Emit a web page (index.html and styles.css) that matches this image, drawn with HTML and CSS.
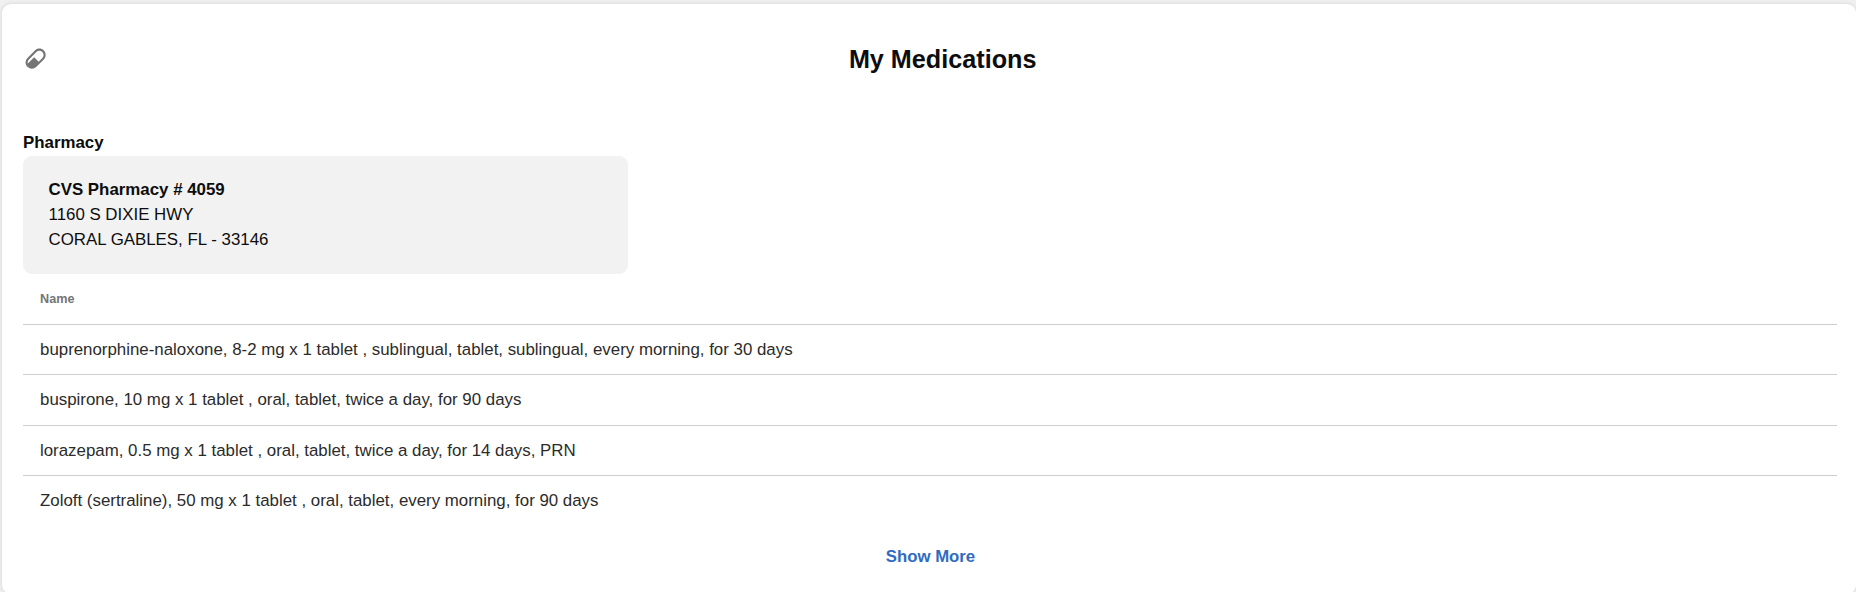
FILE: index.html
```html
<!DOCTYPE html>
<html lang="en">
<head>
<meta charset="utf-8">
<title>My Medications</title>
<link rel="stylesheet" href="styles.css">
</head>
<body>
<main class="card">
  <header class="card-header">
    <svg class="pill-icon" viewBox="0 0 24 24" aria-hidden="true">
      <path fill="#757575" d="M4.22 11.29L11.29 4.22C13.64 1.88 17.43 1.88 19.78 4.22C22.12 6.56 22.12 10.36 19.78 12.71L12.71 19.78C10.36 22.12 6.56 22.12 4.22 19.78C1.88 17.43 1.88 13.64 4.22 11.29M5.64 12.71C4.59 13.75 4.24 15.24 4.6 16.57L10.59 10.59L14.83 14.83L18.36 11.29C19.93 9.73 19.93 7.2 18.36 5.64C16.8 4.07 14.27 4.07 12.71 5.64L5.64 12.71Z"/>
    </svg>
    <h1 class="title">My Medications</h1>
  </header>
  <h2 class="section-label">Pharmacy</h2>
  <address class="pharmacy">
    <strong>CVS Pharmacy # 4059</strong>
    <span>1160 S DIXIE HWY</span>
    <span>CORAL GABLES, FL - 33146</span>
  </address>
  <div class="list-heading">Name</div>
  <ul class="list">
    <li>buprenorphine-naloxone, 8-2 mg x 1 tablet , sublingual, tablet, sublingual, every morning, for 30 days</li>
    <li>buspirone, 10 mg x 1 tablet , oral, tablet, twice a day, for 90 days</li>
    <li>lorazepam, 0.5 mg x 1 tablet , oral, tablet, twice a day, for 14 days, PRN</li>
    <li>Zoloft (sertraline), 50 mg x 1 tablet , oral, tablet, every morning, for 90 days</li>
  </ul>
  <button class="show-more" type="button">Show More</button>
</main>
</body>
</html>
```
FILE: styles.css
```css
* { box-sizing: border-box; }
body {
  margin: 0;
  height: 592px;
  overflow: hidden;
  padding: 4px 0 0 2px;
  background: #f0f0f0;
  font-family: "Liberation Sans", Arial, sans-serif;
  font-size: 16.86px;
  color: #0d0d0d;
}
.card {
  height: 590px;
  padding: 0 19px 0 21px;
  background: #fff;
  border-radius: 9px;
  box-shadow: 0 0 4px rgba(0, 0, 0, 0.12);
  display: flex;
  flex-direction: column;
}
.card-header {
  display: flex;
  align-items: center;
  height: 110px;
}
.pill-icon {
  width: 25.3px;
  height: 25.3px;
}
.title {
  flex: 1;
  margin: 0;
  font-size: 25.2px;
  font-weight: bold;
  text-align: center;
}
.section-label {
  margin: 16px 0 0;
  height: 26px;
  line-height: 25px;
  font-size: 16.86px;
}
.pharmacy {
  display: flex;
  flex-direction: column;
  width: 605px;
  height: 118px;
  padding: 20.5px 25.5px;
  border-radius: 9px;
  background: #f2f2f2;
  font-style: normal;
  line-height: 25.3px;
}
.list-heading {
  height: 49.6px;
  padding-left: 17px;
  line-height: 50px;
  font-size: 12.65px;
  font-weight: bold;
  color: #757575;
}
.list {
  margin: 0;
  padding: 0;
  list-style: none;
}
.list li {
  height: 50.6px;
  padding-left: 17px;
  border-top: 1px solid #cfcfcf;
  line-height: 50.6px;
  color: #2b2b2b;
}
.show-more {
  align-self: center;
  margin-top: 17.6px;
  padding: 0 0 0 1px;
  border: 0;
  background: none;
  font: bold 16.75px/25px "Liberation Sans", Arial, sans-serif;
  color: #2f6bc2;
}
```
++++++++++
> WHAT TO WORK ON:
Repeat the listing above exactly, with no pictures.

> FULL OUTPUT:
Emit a web page (index.html and styles.css) that matches this image, drawn with HTML and CSS.
FILE: index.html
```html
<!DOCTYPE html>
<html lang="en">
<head>
<meta charset="utf-8">
<title>My Medications</title>
<link rel="stylesheet" href="styles.css">
</head>
<body>
<main class="card">
  <header class="card-header">
    <svg class="pill-icon" viewBox="0 0 24 24" aria-hidden="true">
      <path fill="#757575" d="M4.22 11.29L11.29 4.22C13.64 1.88 17.43 1.88 19.78 4.22C22.12 6.56 22.12 10.36 19.78 12.71L12.71 19.78C10.36 22.12 6.56 22.12 4.22 19.78C1.88 17.43 1.88 13.64 4.22 11.29M5.64 12.71C4.59 13.75 4.24 15.24 4.6 16.57L10.59 10.59L14.83 14.83L18.36 11.29C19.93 9.73 19.93 7.2 18.36 5.64C16.8 4.07 14.27 4.07 12.71 5.64L5.64 12.71Z"/>
    </svg>
    <h1 class="title">My Medications</h1>
  </header>
  <h2 class="section-label">Pharmacy</h2>
  <address class="pharmacy">
    <strong>CVS Pharmacy # 4059</strong>
    <span>1160 S DIXIE HWY</span>
    <span>CORAL GABLES, FL - 33146</span>
  </address>
  <div class="list-heading">Name</div>
  <ul class="list">
    <li>buprenorphine-naloxone, 8-2 mg x 1 tablet , sublingual, tablet, sublingual, every morning, for 30 days</li>
    <li>buspirone, 10 mg x 1 tablet , oral, tablet, twice a day, for 90 days</li>
    <li>lorazepam, 0.5 mg x 1 tablet , oral, tablet, twice a day, for 14 days, PRN</li>
    <li>Zoloft (sertraline), 50 mg x 1 tablet , oral, tablet, every morning, for 90 days</li>
  </ul>
  <button class="show-more" type="button">Show More</button>
</main>
</body>
</html>
```
FILE: styles.css
```css
* { box-sizing: border-box; }
body {
  margin: 0;
  height: 592px;
  overflow: hidden;
  padding: 4px 0 0 2px;
  background: #f0f0f0;
  font-family: "Liberation Sans", Arial, sans-serif;
  font-size: 16.86px;
  color: #0d0d0d;
}
.card {
  height: 590px;
  padding: 0 19px 0 21px;
  background: #fff;
  border-radius: 9px;
  box-shadow: 0 0 4px rgba(0, 0, 0, 0.12);
  display: flex;
  flex-direction: column;
}
.card-header {
  display: flex;
  align-items: center;
  height: 110px;
}
.pill-icon {
  width: 25.3px;
  height: 25.3px;
}
.title {
  flex: 1;
  margin: 0;
  font-size: 25.2px;
  font-weight: bold;
  text-align: center;
}
.section-label {
  margin: 16px 0 0;
  height: 26px;
  line-height: 25px;
  font-size: 16.86px;
}
.pharmacy {
  display: flex;
  flex-direction: column;
  width: 605px;
  height: 118px;
  padding: 20.5px 25.5px;
  border-radius: 9px;
  background: #f2f2f2;
  font-style: normal;
  line-height: 25.3px;
}
.list-heading {
  height: 49.6px;
  padding-left: 17px;
  line-height: 50px;
  font-size: 12.65px;
  font-weight: bold;
  color: #757575;
}
.list {
  margin: 0;
  padding: 0;
  list-style: none;
}
.list li {
  height: 50.6px;
  padding-left: 17px;
  border-top: 1px solid #cfcfcf;
  line-height: 50.6px;
  color: #2b2b2b;
}
.show-more {
  align-self: center;
  margin-top: 17.6px;
  padding: 0 0 0 1px;
  border: 0;
  background: none;
  font: bold 16.75px/25px "Liberation Sans", Arial, sans-serif;
  color: #2f6bc2;
}
```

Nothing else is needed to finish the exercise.